The fact that Tinder included this as a feature kind of indicates the primary users they’re targeting.

What’s in a name?

One final note on names: I’m used to Ashley Madison, where everyone is cheating, and obviously you don’t use your real name. But Tinder is tied to your Facebook profile, and part of the whole thing is that it’s supposed to be your real information, especially your name.

But I created a fake Facebook profile for Tinder, and I used a fake name. And I’m wondering: how are women going to take that? I fully realize that my take on this is different from many others’ opinion; I don’t think a name matters that much. If a women gets to know me on A-M or Tinder or anywhere else, she is getting to know me. Whether I’m using my actual name or have chosen a different one is a very minor detail. But I’m guessing that some women on Tinder are going to feel incredibly betrayed if/when they find out.

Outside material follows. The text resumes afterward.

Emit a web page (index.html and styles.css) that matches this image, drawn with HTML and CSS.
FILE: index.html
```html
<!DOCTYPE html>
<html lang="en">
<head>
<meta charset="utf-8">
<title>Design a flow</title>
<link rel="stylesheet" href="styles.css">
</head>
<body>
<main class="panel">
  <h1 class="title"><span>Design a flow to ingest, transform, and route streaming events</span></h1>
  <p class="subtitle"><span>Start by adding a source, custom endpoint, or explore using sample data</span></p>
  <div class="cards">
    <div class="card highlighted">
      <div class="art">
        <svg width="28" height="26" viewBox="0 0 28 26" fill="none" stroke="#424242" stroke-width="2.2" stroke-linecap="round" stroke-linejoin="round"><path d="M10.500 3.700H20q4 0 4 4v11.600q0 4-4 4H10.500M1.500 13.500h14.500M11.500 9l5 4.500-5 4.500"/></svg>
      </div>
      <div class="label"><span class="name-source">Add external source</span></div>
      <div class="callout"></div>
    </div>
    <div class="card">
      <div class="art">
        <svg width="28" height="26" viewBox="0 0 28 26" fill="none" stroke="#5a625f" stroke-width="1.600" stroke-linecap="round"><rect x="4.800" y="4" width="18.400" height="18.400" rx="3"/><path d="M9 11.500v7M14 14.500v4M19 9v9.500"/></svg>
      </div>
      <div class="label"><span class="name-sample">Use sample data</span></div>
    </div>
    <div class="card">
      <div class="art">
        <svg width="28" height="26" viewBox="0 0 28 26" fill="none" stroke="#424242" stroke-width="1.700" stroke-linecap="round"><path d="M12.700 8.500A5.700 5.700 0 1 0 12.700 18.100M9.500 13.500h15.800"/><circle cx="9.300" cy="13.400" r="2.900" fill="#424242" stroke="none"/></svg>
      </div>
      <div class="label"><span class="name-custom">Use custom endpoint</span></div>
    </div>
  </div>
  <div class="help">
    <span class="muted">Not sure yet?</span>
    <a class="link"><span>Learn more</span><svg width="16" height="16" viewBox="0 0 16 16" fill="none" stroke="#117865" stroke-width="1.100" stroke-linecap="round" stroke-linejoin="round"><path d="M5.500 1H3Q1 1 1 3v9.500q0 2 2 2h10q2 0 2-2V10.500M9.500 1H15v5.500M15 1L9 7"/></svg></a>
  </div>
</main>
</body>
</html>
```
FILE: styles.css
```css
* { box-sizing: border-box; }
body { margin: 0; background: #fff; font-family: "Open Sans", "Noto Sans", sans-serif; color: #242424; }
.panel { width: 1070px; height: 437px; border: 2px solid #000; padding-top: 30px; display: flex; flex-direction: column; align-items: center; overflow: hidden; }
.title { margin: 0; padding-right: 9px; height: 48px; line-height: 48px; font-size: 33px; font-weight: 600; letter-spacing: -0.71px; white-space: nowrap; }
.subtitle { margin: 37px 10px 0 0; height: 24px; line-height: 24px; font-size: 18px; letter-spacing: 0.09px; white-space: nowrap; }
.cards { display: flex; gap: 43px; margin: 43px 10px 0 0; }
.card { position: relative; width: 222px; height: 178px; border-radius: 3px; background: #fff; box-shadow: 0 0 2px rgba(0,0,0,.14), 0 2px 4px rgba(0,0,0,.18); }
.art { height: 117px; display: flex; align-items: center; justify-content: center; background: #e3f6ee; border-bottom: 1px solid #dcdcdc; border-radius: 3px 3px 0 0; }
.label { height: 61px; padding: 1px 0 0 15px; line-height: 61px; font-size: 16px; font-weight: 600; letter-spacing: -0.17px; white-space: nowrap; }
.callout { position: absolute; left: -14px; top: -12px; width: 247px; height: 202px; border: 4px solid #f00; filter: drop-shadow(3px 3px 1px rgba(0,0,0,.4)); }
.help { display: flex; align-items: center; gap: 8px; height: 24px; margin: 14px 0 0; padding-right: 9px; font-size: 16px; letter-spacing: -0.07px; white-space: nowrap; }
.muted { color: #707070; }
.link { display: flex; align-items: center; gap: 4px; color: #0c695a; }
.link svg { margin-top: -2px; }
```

Perhaps I just need to train my brain to use my fake name, so that if I’m on a date and she calls me by my Tinder name, I remember to answer. She’ll get to know the real me, and whether she’d consider the fake name to be a betrayal or not would never become an issue because she wouldn't know.

Footnotes

  • 1 Or, hell, maybe she wants him to sire children with the dog?
  • 2 Tell me I’m not the only one who gets dirty thoughts about this song. “In order to be your boyfriend I have to fuck all of your hot friends? Well… Okay. I guess. But to ensure your ongoing happiness, I guess I’ll need to keep fucking them on a regular basis, too. I’m not so selfish that I’m making it a one-time thing.”
  • 3 Well… under the right circumstances...
  • 4 Yes, I’m using that word.
  • 5 … or – shudder! – schnapps
  • 6 I make up all of my statistics in order to make a point. I’m not counting, there are no spreadsheets involved. Please don’t quibble with the math, it’s really not the point.